A practical platform selection framework starts with three questions. First, which manufacturing processes truly differentiate the business and therefore justify customization? Second, which processes should be standardized across sites to improve control and scale? Third, does the organization have the change capacity to adopt a cloud operating model, including more disciplined release management and lower tolerance for bespoke modifications?
In many cases, the best answer is not purely binary. Some manufacturers adopt cloud ERP for corporate functions and standardized operations while retaining local edge systems or specialized manufacturing applications where latency, compliance, or equipment integration demands it. The strategic objective is not ideological purity. It is a deployment model that improves operational resilience, governance, and modernization outcomes.
Bottom line: choose the deployment model that reduces complexity over time
Cloud ERP is usually the stronger choice for manufacturers seeking enterprise standardization, faster modernization, lower infrastructure burden, and scalable growth across sites and acquisitions. On-premise ERP remains defensible where highly specialized manufacturing processes, legacy integration realities, or regulatory constraints make local control materially valuable.
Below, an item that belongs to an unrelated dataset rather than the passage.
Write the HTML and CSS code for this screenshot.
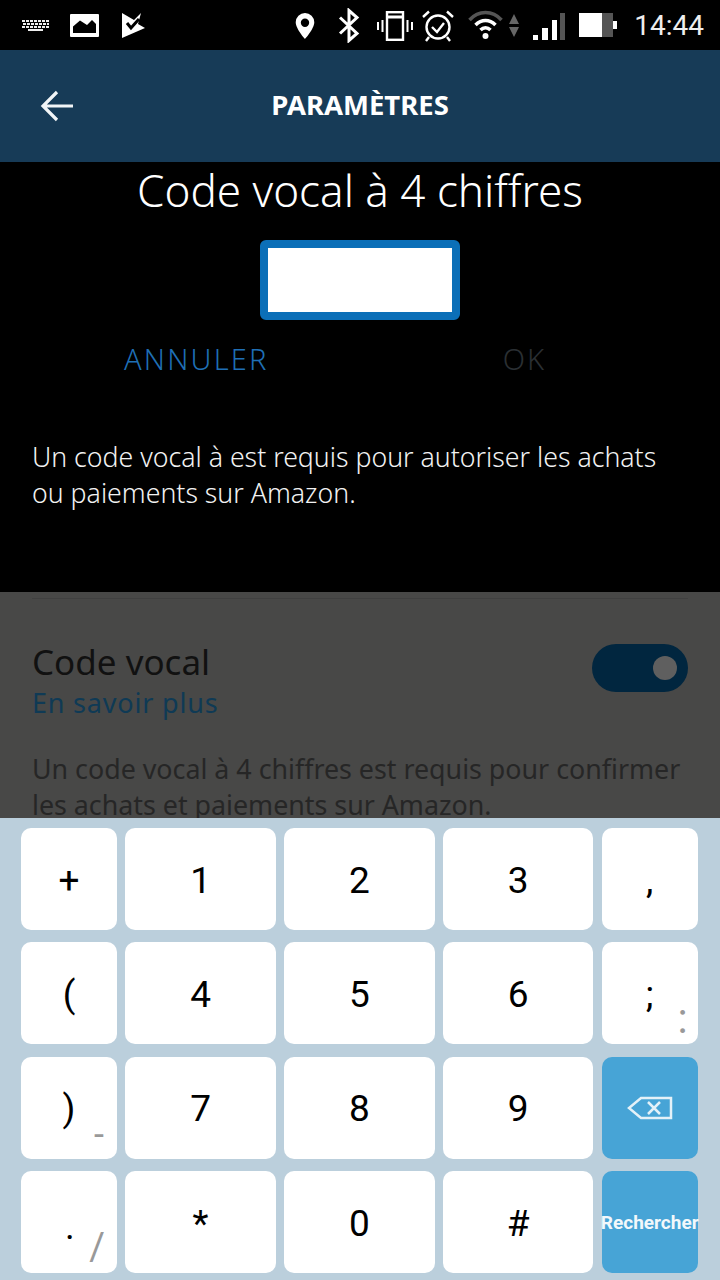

The most important evaluation principle is this: select the deployment model that lowers long-term operational complexity while preserving the manufacturing capabilities that matter most. That requires architecture-aware analysis, realistic TCO modeling, disciplined governance, and a clear view of transformation readiness. Manufacturers that approach the decision this way are more likely to achieve not just ERP replacement, but measurable operational improvement.